▶ **Records for this exercise**
^^^^^^^^^^^^^^^^

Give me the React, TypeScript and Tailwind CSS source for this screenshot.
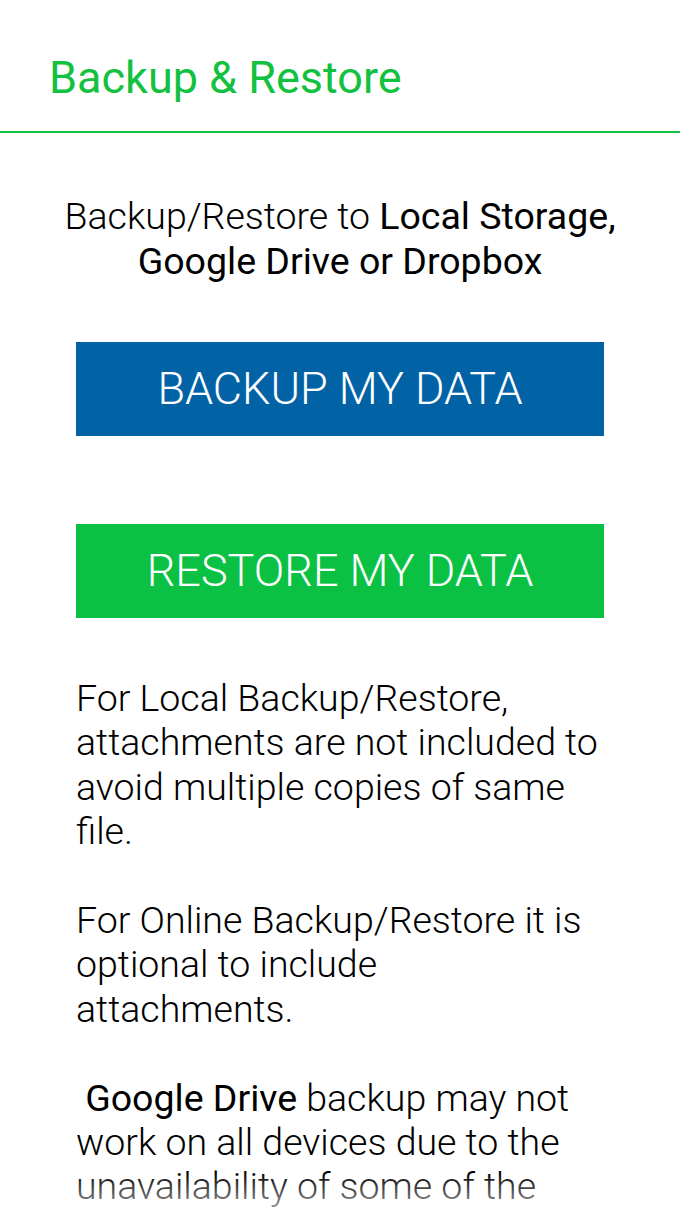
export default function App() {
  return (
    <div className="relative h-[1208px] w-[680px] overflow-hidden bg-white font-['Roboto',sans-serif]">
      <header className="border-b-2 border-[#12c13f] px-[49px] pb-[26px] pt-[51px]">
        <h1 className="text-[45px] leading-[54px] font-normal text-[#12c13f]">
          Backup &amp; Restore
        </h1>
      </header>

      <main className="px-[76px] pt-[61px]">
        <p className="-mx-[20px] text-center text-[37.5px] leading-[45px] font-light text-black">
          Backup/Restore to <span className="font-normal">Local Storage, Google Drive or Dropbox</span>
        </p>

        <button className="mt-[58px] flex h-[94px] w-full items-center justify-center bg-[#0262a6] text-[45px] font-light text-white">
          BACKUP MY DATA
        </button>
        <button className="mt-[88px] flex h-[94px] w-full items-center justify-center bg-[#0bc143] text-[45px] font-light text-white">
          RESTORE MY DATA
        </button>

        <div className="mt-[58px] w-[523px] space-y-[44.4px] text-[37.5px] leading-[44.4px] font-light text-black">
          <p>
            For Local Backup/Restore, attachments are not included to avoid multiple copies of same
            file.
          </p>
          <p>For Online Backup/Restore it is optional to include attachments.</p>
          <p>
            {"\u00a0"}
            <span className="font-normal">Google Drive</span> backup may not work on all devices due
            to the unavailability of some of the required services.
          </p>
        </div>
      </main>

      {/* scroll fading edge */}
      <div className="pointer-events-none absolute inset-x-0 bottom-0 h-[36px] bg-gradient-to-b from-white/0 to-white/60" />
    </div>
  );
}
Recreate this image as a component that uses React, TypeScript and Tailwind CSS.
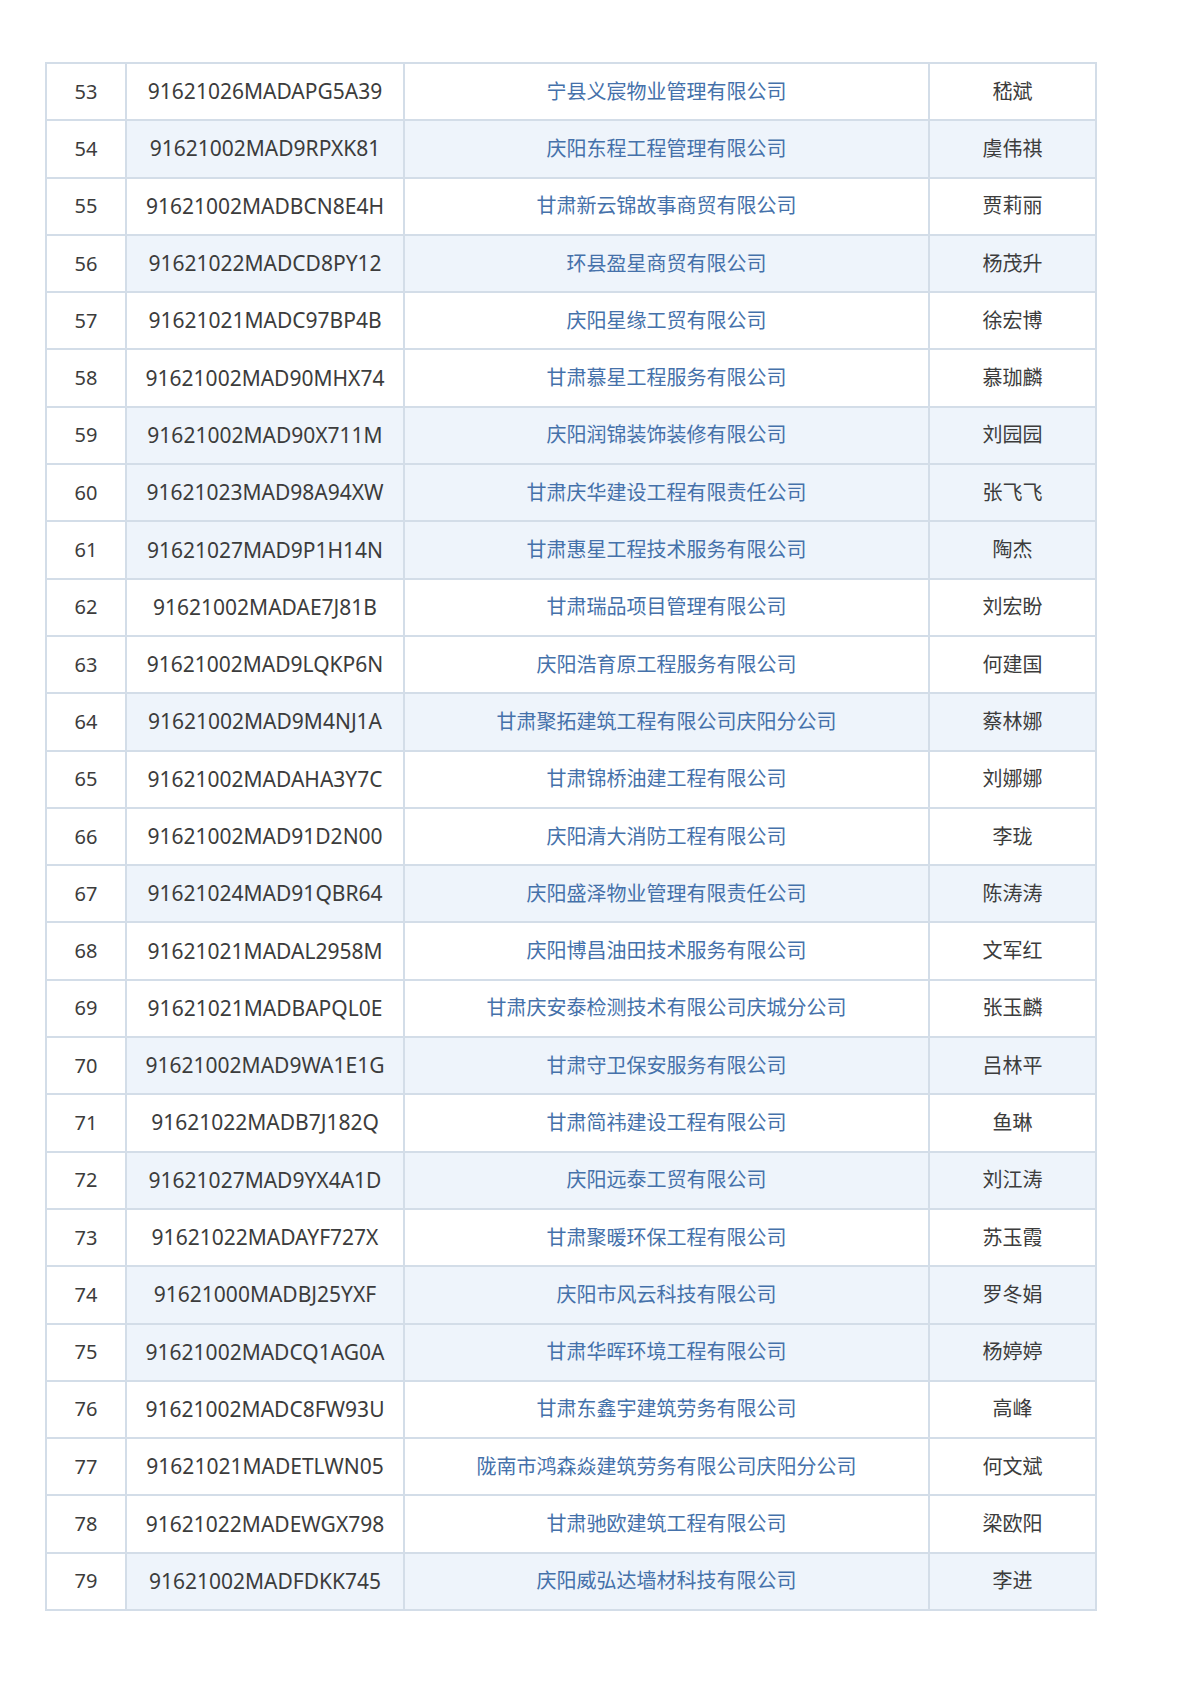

^^^^^^^^^^^^^^^^

▶ **Prompt**
Calculate how many lines of the material include the string "TypeScript", and state that number by itself.

▶ **Full solution**
2